Hardware fingerprinting creates a bridge between the virtual browser environment and the physical machine. It is the most difficult form of tracking to bypass because it relies on the physical properties of your hardware and drivers.
To mitigate these risks, developers often use headless browser frameworks like Playwright or Puppeteer, combined with stealth plugins. These plugins intercept the JavaScript calls that perform fingerprinting and return randomized or idealized values. However, this is an ongoing arms race, as detection scripts become better at spotting the inconsistencies introduced by these overrides.
Canvas and WebGL Profiling
Canvas and WebGL are powerful tools for fingerprinting because they reveal the underlying capabilities of the user's hardware.
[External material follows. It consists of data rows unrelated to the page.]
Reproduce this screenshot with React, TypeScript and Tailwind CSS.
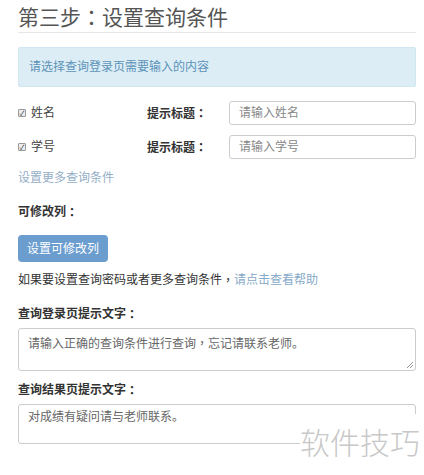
import React from "react";

const fontStack = {
  fontFamily: '"Liberation Sans", "Noto Sans CJK SC", sans-serif',
};

// centred full-width punctuation, as in the screenshot
const P = ({ c }: { c: string }) => (
  <span style={{ fontFamily: '"Noto Sans CJK TC", sans-serif' }}>{c}</span>
);

const QueryRow = ({ label, placeholder }: { label: string; placeholder: string }) => {
  return (
    <div className="flex items-center h-[24px]">
      <div className="flex items-center w-[129px]">
        <span className="w-[8px] h-[8px] border border-[#999] rounded-[1px] bg-[#eee] flex items-center justify-center text-[7px] leading-none text-[#333] mr-[5px]">
          ✓
        </span>
        <span className="text-[12px] text-[#444]">{label}</span>
      </div>
      <div className="w-[82px] text-[12px] font-bold text-[#333]">
        提示标题<P c="：" />
      </div>
      <div className="flex-1 h-[24px] border border-[#ccc] rounded-[3px] flex items-center px-[9px] text-[12px] text-[#888]">
        {placeholder}
      </div>
    </div>
  );
};

export default function App() {
  return (
    <div className="relative w-[424px] h-[475px] bg-white overflow-hidden" style={fontStack}>
      <div className="pl-[18px] pr-[8px]">
        <h1 className="h-[33px] border-b border-[#e6e6e6] text-[21px] leading-[32px] text-[#555] font-normal">
          第三步<P c="：" />设置查询条件
        </h1>

        <div className="mt-[14px] h-[40px] bg-[#dcedf6] border border-[#d0e6f1] rounded-[2px] flex items-center px-[10px] text-[12px] text-[#5d93b8]">
          请选择查询登录页需要输入的内容
        </div>

        <div className="mt-[14px] flex flex-col gap-[10px]">
          <QueryRow label="姓名" placeholder="请输入姓名" />
          <QueryRow label="学号" placeholder="请输入学号" />
        </div>

        <div className="mt-[9px] h-[20px] flex items-center text-[12px] text-[#94aec6]">
          设置更多查询条件
        </div>

        <div className="mt-[14px] h-[20px] flex items-center text-[12px] font-bold text-[#333]">
          可修改列<P c="：" />
        </div>

        <button className="mt-[13px] w-[90px] h-[27px] bg-[#6b9dcf] rounded-[4px] text-[12px] text-white flex items-center justify-center">
          设置可修改列
        </button>

        <div className="mt-[8px] h-[20px] flex items-center text-[12px] text-[#333]">
          如果要设置查询密码或者更多查询条件<P c="，" />
          <span className="text-[#86a9c8]">请点击查看帮助</span>
        </div>

        <div className="mt-[14px] h-[20px] flex items-center text-[12px] font-bold text-[#333]">
          查询登录页提示文字<P c="：" />
        </div>

        <div className="relative mt-[4px] h-[43px] border border-[#ccc] rounded-[3px] px-[9px] pt-[5px] text-[12px] text-[#666]">
          请输入正确的查询条件进行查询<P c="，" />忘记请联系老师。
          <svg className="absolute right-[1px] bottom-[1px]" width="8" height="8" viewBox="0 0 8 8">
            <path d="M7 1 L1 7 M7 4 L4 7" stroke="#999" strokeWidth="1" />
          </svg>
        </div>

        <div className="mt-[9px] h-[20px] flex items-center text-[12px] font-bold text-[#333]">
          查询结果页提示文字<P c="：" />
        </div>

        <div className="mt-[4px] h-[40px] border border-[#ccc] rounded-[3px] px-[9px] pt-[3px] text-[12px] text-[#666]">
          对成绩有疑问请与老师联系。
        </div>
      </div>

      <div className="absolute left-[300px] top-[414px] w-[124px] h-[61px] bg-white flex items-start pt-[7px]">
        <span
          className="text-[30px] leading-[40px] text-[#c8c8c8] font-light"
          style={{ fontFamily: '"Noto Sans CJK SC", sans-serif' }}
        >
          软件技巧
        </span>
      </div>
    </div>
  );
}
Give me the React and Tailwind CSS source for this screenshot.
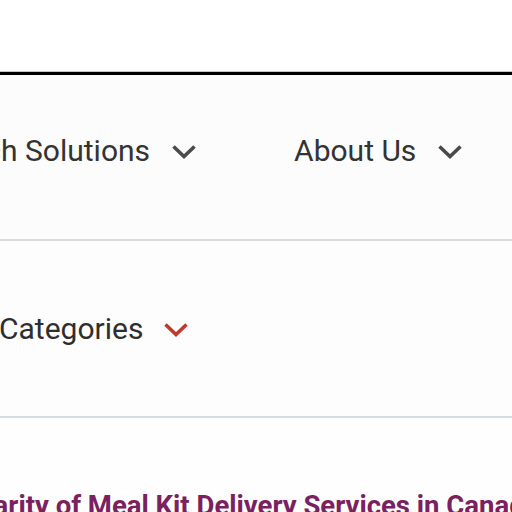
const Chevron = ({ className }) => (
  <svg width="26" height="16" viewBox="0 0 26 16" className={className} fill="none">
    <polyline points="2.5,2.5 13,12.5 23.5,2.5" stroke="currentColor" strokeWidth="3.6" strokeLinecap="butt" strokeLinejoin="miter" />
  </svg>
);

const NavItem = ({ label }) => (
  <div className="flex items-center gap-[21px]">
    <span className="text-[30px] leading-[36px] text-[#333333]">{label}</span>
    <Chevron className="text-[#4a4a4a] mt-[1px]" />
  </div>
);

export default function App() {
  return (
    <div className="w-[512px] h-[512px] overflow-hidden bg-white font-['Roboto',sans-serif]">
      <div className="h-[71px] bg-white" />
      <div className="h-px bg-[#c8c8c8]" />
      <div className="h-[3px] bg-black" />

      <nav className="h-[164px] bg-[#fcfcfc] pt-[58px] overflow-hidden">
        <div className="flex items-center gap-[97px] -ml-[47px] whitespace-nowrap">
          <NavItem label="Tech Solutions" />
          <NavItem label="About Us" />
        </div>
      </nav>
      <div className="h-[2px] bg-[#dadada]" />

      <div className="h-[175px] bg-[#fdfdfd] pt-[70px] overflow-hidden">
        <div className="flex items-center gap-[20px] -ml-[1px] whitespace-nowrap">
          <span className="text-[30px] leading-[36px] text-[#2e2e2e]">Categories</span>
          <Chevron className="text-[#c0392b] mt-[1px]" />
        </div>
      </div>
      <div className="h-[2px] bg-[#d6dce3]" />

      <div className="bg-[#fefefe] pt-[72px] overflow-hidden">
        <h1 className="-ml-[216px] whitespace-nowrap text-[27.5px] leading-[32px] font-bold text-[#7a2160]">
          The Rising Popularity of Meal Kit Delivery Services in Canada
        </h1>
      </div>
    </div>
  );
}
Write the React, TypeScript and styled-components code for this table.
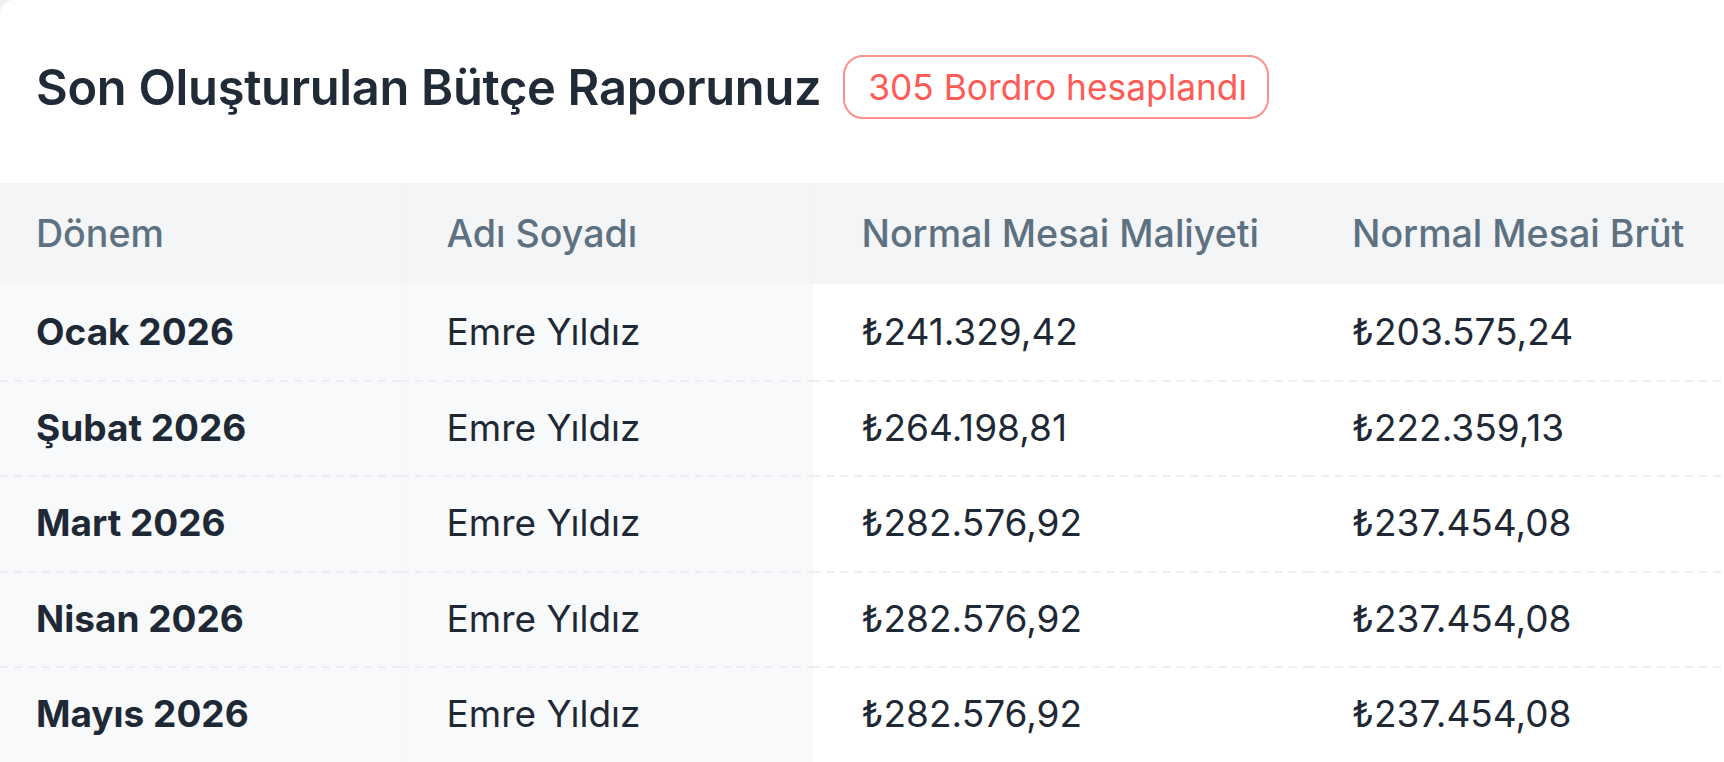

By rendering complex 3D scenes or specific text strings, a script can determine the exact model of your GPU and the version of your graphics drivers. This information is incredibly difficult to spoof without a full virtualization layer.
Modern stealth techniques involve adding a small amount of noise to the canvas output. While this prevents the creation of a consistent fingerprint, it can itself be a telltale sign of a bot. Some servers now look for this specific type of noise as a way to identify users who are actively trying to hide their identity.
The Ethical and Technical Trade-offs
The journey of bypassing fingerprinting is a balance between technical complexity and operational risk. Highly sophisticated impersonation stacks are harder to detect but more expensive to maintain and slower to execute. You must decide whether your use case requires perfect mimicry or if a simpler, more performant approach is sufficient.
Always consider the ethical implications of bypassing security measures. While these techniques are vital for legitimate research and competitive intelligence, they can also be used for malicious purposes. Understanding how fingerprinting works is the first step toward building more secure systems and more effective tools.